The school compiles a highly confidential list of the children named most often on the survey, and teachers take subtle steps to help them succeed in the social arena. Clendening said this "buddy list" works well because it helps teachers catch potential victims they might not have noticed otherwise, and also because having a friend is one of the best protections against bullying.

"The kids know first if a child is bullied or seems to need friends," she said. "Kids are very honest. They may name a really shy, quiet child in the back of class that the teacher never may have even thought of. So we take the names the kids gave us and then the teachers get together. We think, 'How can we throw some really positive things in this child's way?'"

Teachers at Graham Elementary are doing more group projects and activities where they try to pair socially isolated children with potential friends. "We arrange that as much as we can without being pushy," Clendening said. "We try to put social success in the way of these kids."

Even though bullying is found in playgrounds all over the United States, many school administrators don't know that there is a problem at their school.

"Bullying is underreported for several reasons," Davis said. "Some children don't want to tell an authority figure because they are afraid the bully will retaliate with greater force. Others are discouraged by adults' dismissive reactions."

Clendening said research indicates that teachers see about 50 percent of bullying incidents, but only 36 percent of those incidents that are seen are addressed. "The most important thing a teacher can do is address it say 'we don't do that here' or give the bully a dirty look. By not addressing it, you are condoning it," she said.

At home, parents should watch for the warning signs and take appropriate action, the AMA report says. Signs your child may be bullied include avoidance of certain people or situations, sudden changes in behavior or academic performance, signs of injuries, damaged self-image and threats of suicide.

If you think your child is the victim of a bully:

It is essential that you believe him or her about being bullied, the AMA says. When discussing the situation, ask questions, listen and respond with caring and reassurance.

Talk to your child's teacher and school principal and ask them to investigate. According to the American Academy of Child and Adolescent Psychiatry (AACAP), confrontations with bullies usually occur in unsupervised or undersupervised areas such as hallways, bathrooms, locker rooms, school buses and playgrounds. Increased supervision may alleviate the problem.

Teach your child how to be assertive and seek help from an adult immediately when confronted by a bully. Role playing or rehearsing responses to teasing can help some children feel more confident. However, don't encourage your child to fight back. Tell him or her to simply walk away, the AMA report says.

Encourage your child to join sports teams, music groups or extracurricular clubs according to his or her interests.
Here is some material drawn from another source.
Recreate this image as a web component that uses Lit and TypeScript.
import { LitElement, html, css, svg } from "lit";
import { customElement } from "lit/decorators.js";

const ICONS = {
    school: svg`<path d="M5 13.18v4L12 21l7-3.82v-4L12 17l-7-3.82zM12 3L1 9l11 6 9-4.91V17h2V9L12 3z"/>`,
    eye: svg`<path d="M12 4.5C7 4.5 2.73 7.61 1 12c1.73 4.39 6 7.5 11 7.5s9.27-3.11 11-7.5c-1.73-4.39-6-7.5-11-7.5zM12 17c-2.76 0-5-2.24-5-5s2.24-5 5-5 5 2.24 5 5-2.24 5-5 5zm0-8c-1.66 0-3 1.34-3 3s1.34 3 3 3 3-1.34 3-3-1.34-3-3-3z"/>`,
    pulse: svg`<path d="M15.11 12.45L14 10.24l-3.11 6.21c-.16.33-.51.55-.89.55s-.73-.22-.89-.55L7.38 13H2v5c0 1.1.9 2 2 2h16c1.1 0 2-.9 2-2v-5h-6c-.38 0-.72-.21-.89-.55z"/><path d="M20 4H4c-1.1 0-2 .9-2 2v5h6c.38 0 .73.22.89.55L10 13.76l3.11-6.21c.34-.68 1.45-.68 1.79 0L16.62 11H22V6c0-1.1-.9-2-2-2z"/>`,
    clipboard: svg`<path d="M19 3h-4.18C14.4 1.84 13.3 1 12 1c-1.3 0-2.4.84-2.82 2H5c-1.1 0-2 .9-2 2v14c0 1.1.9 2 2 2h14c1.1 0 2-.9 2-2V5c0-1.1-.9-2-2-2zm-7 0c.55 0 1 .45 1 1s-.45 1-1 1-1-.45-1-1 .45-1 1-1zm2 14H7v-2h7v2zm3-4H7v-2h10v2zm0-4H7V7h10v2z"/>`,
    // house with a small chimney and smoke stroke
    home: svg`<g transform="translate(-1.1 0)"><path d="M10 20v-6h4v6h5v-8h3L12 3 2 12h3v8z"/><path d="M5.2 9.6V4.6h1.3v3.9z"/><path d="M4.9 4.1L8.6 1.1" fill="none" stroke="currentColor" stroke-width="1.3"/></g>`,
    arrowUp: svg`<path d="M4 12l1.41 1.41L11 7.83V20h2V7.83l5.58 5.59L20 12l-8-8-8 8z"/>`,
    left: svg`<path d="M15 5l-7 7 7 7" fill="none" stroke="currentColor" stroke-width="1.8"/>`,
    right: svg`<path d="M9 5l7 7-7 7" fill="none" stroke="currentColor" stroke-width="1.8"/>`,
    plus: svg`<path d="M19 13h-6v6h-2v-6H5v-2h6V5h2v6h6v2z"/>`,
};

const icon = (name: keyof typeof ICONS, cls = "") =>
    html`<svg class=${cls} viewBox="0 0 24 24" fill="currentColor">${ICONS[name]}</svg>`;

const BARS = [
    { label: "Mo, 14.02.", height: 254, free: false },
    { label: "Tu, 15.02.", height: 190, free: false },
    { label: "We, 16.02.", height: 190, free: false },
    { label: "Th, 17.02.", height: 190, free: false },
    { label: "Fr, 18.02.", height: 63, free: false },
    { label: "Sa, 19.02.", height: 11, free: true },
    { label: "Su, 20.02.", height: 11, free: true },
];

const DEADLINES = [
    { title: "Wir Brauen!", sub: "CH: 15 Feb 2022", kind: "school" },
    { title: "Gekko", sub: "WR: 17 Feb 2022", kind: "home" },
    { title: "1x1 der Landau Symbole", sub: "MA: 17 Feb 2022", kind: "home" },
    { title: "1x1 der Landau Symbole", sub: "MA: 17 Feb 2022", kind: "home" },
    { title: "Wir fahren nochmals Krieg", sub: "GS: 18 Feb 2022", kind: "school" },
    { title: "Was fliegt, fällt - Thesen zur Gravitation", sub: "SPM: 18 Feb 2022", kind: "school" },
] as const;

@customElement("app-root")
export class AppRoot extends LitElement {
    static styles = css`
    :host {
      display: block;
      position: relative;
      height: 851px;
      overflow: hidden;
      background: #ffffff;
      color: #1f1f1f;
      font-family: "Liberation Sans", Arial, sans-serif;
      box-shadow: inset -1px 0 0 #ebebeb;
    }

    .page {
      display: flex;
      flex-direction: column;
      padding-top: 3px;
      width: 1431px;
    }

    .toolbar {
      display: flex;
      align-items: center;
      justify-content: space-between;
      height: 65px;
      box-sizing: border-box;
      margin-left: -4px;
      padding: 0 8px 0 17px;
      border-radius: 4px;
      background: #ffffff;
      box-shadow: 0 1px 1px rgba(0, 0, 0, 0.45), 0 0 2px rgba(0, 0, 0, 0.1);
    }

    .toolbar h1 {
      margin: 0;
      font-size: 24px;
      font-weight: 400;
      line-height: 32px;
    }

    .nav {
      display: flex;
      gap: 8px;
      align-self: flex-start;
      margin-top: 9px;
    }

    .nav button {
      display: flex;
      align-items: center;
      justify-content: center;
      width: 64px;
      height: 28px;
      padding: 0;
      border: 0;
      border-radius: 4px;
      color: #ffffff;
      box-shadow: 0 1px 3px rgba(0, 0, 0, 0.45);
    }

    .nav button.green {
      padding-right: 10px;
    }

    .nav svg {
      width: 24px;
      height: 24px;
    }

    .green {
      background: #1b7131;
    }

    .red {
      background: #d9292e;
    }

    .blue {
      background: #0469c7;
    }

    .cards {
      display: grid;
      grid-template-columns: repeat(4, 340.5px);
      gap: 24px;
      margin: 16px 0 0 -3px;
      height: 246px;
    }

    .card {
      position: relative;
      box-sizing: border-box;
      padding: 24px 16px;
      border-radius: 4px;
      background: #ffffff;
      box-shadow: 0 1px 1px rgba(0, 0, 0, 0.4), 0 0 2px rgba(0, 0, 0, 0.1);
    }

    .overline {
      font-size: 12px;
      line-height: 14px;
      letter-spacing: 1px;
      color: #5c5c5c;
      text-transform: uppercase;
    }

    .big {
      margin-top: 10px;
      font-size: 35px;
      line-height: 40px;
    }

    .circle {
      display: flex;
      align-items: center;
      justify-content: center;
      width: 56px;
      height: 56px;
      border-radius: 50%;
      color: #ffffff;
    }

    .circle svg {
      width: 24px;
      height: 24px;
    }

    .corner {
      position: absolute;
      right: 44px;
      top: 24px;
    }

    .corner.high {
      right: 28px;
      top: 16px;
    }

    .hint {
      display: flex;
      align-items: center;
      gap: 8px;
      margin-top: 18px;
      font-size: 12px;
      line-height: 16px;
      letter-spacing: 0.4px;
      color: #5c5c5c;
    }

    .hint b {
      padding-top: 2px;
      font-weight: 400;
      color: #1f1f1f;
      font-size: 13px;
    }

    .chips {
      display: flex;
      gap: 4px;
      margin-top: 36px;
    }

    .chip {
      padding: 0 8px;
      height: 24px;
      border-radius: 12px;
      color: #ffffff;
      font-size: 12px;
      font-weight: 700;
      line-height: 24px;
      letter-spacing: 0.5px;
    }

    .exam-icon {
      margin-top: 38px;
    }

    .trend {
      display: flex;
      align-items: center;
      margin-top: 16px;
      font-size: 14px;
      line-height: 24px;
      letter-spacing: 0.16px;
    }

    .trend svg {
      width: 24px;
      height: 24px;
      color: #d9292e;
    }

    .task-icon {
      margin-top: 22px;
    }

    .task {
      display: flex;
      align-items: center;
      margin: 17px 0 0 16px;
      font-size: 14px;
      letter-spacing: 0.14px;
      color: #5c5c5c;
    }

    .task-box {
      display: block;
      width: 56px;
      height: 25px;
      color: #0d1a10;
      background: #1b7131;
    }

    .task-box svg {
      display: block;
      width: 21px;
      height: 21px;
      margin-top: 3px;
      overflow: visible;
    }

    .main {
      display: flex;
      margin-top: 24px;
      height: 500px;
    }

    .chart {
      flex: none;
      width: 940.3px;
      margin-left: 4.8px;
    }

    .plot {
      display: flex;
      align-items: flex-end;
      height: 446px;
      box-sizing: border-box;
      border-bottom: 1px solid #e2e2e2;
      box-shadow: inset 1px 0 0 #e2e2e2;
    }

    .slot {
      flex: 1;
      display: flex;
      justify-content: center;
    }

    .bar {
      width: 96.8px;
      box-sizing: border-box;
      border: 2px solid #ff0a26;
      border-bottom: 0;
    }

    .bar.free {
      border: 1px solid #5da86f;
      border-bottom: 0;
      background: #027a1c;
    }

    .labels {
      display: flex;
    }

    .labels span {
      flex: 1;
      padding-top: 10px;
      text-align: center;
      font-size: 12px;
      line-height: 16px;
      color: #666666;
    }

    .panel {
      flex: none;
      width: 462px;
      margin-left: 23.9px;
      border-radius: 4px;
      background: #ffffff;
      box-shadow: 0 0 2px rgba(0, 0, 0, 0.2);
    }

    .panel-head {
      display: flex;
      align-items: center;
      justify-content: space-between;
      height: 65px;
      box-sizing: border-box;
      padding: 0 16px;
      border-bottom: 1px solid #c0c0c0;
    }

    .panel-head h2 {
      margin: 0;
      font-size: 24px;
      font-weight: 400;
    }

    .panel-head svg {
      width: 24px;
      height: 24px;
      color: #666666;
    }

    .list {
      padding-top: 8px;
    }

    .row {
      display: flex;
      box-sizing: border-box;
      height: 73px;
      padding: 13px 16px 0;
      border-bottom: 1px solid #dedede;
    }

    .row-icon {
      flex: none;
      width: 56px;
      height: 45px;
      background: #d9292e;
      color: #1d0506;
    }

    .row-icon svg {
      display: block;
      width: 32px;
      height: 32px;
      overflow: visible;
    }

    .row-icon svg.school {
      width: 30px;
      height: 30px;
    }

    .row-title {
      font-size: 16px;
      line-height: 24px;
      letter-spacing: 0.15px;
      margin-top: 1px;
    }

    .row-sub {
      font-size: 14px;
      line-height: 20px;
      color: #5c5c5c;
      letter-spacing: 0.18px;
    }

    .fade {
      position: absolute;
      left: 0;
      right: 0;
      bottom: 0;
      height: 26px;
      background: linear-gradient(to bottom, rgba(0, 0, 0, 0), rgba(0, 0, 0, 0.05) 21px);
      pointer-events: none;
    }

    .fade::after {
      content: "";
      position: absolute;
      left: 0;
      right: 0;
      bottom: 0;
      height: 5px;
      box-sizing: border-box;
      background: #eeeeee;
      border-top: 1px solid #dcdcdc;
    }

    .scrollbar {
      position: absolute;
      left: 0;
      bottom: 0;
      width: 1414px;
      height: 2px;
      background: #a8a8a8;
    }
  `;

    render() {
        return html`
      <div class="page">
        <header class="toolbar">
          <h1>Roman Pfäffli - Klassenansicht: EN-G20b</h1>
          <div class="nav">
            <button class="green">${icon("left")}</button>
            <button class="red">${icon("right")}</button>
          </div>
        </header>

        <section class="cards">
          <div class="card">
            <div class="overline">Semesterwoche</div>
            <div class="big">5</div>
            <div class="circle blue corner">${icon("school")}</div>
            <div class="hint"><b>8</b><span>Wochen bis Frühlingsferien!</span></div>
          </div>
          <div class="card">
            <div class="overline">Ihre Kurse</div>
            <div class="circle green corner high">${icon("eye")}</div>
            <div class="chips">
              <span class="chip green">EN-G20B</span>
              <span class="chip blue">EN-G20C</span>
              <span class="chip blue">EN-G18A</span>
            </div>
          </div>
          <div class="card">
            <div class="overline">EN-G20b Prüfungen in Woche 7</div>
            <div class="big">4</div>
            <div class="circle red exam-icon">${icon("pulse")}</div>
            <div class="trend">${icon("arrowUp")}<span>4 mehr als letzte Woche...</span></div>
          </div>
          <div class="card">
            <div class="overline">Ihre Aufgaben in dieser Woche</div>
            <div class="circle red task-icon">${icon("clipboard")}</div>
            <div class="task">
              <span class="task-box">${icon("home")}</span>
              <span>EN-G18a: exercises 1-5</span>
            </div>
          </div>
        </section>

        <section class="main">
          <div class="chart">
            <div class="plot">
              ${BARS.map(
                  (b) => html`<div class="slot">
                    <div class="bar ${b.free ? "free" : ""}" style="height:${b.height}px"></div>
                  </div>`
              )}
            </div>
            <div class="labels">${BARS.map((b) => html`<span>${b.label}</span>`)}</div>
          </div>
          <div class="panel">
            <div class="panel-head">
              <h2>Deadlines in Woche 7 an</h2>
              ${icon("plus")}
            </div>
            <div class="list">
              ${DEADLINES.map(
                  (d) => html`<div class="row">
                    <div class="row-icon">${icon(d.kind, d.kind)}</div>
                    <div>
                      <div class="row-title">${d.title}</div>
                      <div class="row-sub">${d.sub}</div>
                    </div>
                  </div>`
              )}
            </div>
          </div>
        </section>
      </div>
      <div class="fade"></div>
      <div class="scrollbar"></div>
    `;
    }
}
Involvement in these activities cultivates self-confidence by sharpening social skills and allowing children to develop new abilities, the AMA report says.

Make sure your child has a friend. Graham Elementary's "buddy list" is based on observations that children with friends are less likely to be bullied.

If you think your child is a bully:

Talk to your child's teacher, school administrator or school counselor if they are not aware of the behavior. They can monitor your child at school and alert you about any discipline problems.

Seek the help of a mental health professional if your child's aggressive behavior continues. A pediatrician or family physician can provide a referral to a counselor, child psychiatrist or someone to help you learn strategies for dealing with her behavior. If you can't afford a psychiatrist, your child's school can set you up with a social worker.

"Parents and teachers are the first line of defense for identifying and preventing bullying, and physicians are here to help them do that," Davis said. "The earlier we can identify a child who is a bully or who is being bullied, the better chance there is of stopping the behavior."